Венец Ариадны указывает, как выйти из лабиринта собственных страстей (см. гл. «Тесей и Минотавр»), корабль «Арго» – как достать золотое руно – символ истины, живущей и в небесах, и под землей, и в водной стихии, Кентавр Хирон – как подчинить необузданные стихийные силы души и обрести мудрость. Геракл не убивает Хирона, но трансформирует – из земного начала Хирон становится небесным, его мудрость осеняет теперь героев свыше. Стоит лишь им поднять голову к звездам.
«Если как следует рассмотреть отношение кентавра к героям, можно, наверное, понять, что в самом человеке живет нечто от кентавра, которое влечет его к истокам. В нем соединяется противоречивое, не знающее примирения и находящееся в борьбе, тогда как в воссоединении всех сил и способностей, которому учит Хирон, заключается высокое счастье» (Ф. Г. Юнгер. «Греческие мифы»).
Небо для древнего человека – это книга символов, повествующих о поиске истины
Вепрь опустошает поля, вытаптывает посевы, уничтожает созревшие плоды. Возможно ли уничтожить плод истинный? Представим, что какой-то вандал задумал уничтожить все статуи Давида Микеланджело на всей Земле и все изображения и репродукции Давида. Множество художников помнят его образ наизусть и тут же восстановят этот шедевр. Возможно ли уничтожить музыку Моцарта? Ее также знают наизусть тысячи музыкантов. Подлинные шедевры бессмертны.
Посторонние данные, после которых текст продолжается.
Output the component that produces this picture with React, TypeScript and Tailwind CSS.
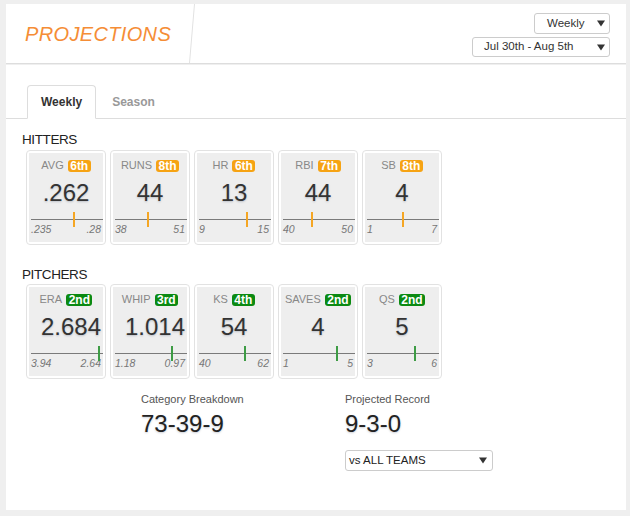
import React from "react";

type Stat = {
  label: string;
  rank: string;
  value: string;
  min: string;
  max: string;
  frac: number;
};

const hitters: Stat[] = [
  { label: "AVG", rank: "6th", value: ".262", min: ".235", max: ".28", frac: 0.6 },
  { label: "RUNS", rank: "8th", value: "44", min: "38", max: "51", frac: 0.46 },
  { label: "HR", rank: "6th", value: "13", min: "9", max: "15", frac: 0.667 },
  { label: "RBI", rank: "7th", value: "44", min: "40", max: "50", frac: 0.4 },
  { label: "SB", rank: "8th", value: "4", min: "1", max: "7", frac: 0.5 },
];

const pitchers: Stat[] = [
  { label: "ERA", rank: "2nd", value: "2.684", min: "3.94", max: "2.64", frac: 0.95 },
  { label: "WHIP", rank: "3rd", value: "1.014", min: "1.18", max: "0.97", frac: 0.785 },
  { label: "KS", rank: "4th", value: "54", min: "40", max: "62", frac: 0.636 },
  { label: "SAVES", rank: "2nd", value: "4", min: "1", max: "5", frac: 0.745 },
  { label: "QS", rank: "2nd", value: "5", min: "3", max: "6", frac: 0.665 },
];

function Arrow() {
  return (
    <svg width="8" height="7" viewBox="0 0 8 7" className="shrink-0">
      <polygon points="0,0.5 8,0.5 4,6.5" fill="#333" />
    </svg>
  );
}

function Card({ s, color }: { s: Stat; color: "orange" | "green" }) {
  const badge = color === "orange" ? "bg-[#f6a313]" : "bg-[#0b8a12]";
  const marker = color === "orange" ? "bg-[#f5a623]" : "bg-[#3e9c45]";
  return (
    <div className="w-[80px] h-[95px] border border-[#e2e2e2] rounded-[4px] p-[2px] bg-white">
      <div className="h-full bg-[#eeeeee] flex flex-col">
        <div className="mt-[6px] h-[13px] flex items-center justify-center gap-[4px]">
          <span className="text-[11px] leading-[13px] text-[#888]">{s.label}</span>
          <span
            className={`${badge} text-white font-bold text-[12px] leading-[12px] h-[12px] px-[2.5px] rounded-[3px]`}
          >
            {s.rank}
          </span>
        </div>
        <div className="mt-[7px] h-[28px] w-[50px] mx-auto text-center whitespace-nowrap text-[24px] leading-[28px] text-[#333] [text-shadow:0_1px_2px_rgba(40,60,90,0.25)]">
          {s.value}
        </div>
        <div className="relative flex flex-col">
          <div className="mt-[12px] ml-[2px] h-px bg-[#7a7a7a]" />
          <div className="mt-[3px] px-[2px] flex justify-between text-[10.5px] leading-[12px] italic text-[#777]">
            <span>{s.min}</span>
            <span>{s.max}</span>
          </div>
          <div
            className={`absolute top-[5px] h-[15px] w-[2px] ${marker}`}
            style={{ left: `${2 + s.frac * 72 - 1}px` }}
          />
        </div>
      </div>
    </div>
  );
}

export default function App() {
  return (
    <div className="w-[630px] h-[516px] bg-[#efefef] pt-[4px] font-['Liberation_Sans',Arial,sans-serif]">
      <div className="ml-[6px] w-[620px]">
        {/* Header */}
        <div className="h-[60px] bg-white border-b border-[#dddddd] flex">
          <div className="w-[183px] pl-[19px] flex items-center">
            <span className="text-[20px] italic tracking-[0.35px] text-[#f58d36]">PROJECTIONS</span>
          </div>
          <svg width="6" height="59" viewBox="0 0 6 59" className="shrink-0">
            <line x1="5.5" y1="0" x2="0.5" y2="59" stroke="#e2e2e2" strokeWidth="1" />
          </svg>
          <div className="flex-1" />
          <div className="pr-[16px] pt-[9px] flex flex-col items-end gap-[3px]">
            <div className="w-[76px] h-[21px] border border-[#cccccc] rounded-[3px] flex items-center pl-[12px] pr-[4px] justify-between">
              <span className="text-[11.5px] text-[#333]">Weekly</span>
              <Arrow />
            </div>
            <div className="w-[138px] h-[20px] border border-[#cccccc] rounded-[3px] flex items-center pl-[11px] pr-[4px] justify-between">
              <span className="text-[11.5px] text-[#333]">Jul 30th - Aug 5th</span>
              <Arrow />
            </div>
          </div>
        </div>

        {/* Body */}
        <div className="mt-[1px] h-[445px] bg-white">
          <div className="h-[54px] border-b border-[#dddddd] flex items-end pl-[21px]">
            <div className="-mb-px h-[34px] border border-[#dddddd] border-b-white rounded-t-[4px] bg-white px-[13px] flex items-center text-[12px] font-bold text-[#333] mr-[2px]">
              Weekly
            </div>
            <div className="h-[33px] px-[14px] flex items-center text-[12px] font-bold text-[#999]">
              Season
            </div>
          </div>

          <div className="pl-[16px] mt-[13px] h-[16px] text-[13.5px] leading-[16px] tracking-[-0.4px] text-[#222]">
            HITTERS
          </div>
          <div className="mt-[2px] pl-[20px] flex gap-[4px]">
            {hitters.map((s) => (
              <Card key={s.label} s={s} color="orange" />
            ))}
          </div>

          <div className="pl-[16px] mt-[22px] h-[16px] text-[13.5px] leading-[16px] tracking-[-0.4px] text-[#222]">
            PITCHERS
          </div>
          <div className="mt-[1px] pl-[20px] flex gap-[4px]">
            {pitchers.map((s) => (
              <Card key={s.label} s={s} color="green" />
            ))}
          </div>

          <div className="mt-[14px] pl-[135px] flex">
            <div className="w-[204px] flex flex-col">
              <div className="text-[11px] leading-[13px] text-[#555]">Category Breakdown</div>
              <div className="mt-[4px] text-[24px] leading-[28px] text-[#222] [text-shadow:0_1px_2px_rgba(40,60,90,0.25)]">
                73-39-9
              </div>
            </div>
            <div className="flex flex-col">
              <div className="text-[11px] leading-[13px] text-[#555]">Projected Record</div>
              <div className="mt-[4px] text-[24px] leading-[28px] text-[#222] [text-shadow:0_1px_2px_rgba(40,60,90,0.25)]">
                9-3-0
              </div>
              <div className="mt-[12px] w-[148px] h-[21px] border border-[#cccccc] rounded-[3px] flex items-center pl-[3px] pr-[5px] justify-between">
                <span className="text-[11.5px] text-[#222]">vs ALL TEAMS</span>
                <Arrow />
              </div>
            </div>
          </div>
        </div>
      </div>
    </div>
  );
}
Какие же плоды подвержены гибели? Искаженные, несовершенные. Каждая подлинно прекрасная идея, воплощенная в то или иное произведение – плод, несет вдохновение, побуждает людей творить что-то новое, созидательное. Например, картина Леонардо «Джоконда» столетиями побуждает людей заглянуть внутрь себя, задаться вопросами смысла и глубины бытия, ее портрет вдохновляет поэтов, музыкантов, художников и т. д. рождать новые плоды, новые произведения искусства. Если идея несет в себе искажение, например идея атомной энергии, направленной на разрушение или идея революции, стремящейся создать идеальное общество, при этом уничтожающей то прекрасное, что было создано ранее, – развитие этих идей несет смерть, но не вдохновение, рождающее новые плоды. Вепрь – инстинктивное разрушительное начало, уничтожающее посевы и плоды – символ тленных, искаженных иллюзорных плодов. Чтобы плоды человека были подлинно прекрасными, нужно освободиться от искажения, рожденного тьмой неведения животного начала, кроющегося и в вепре и в кентаврах.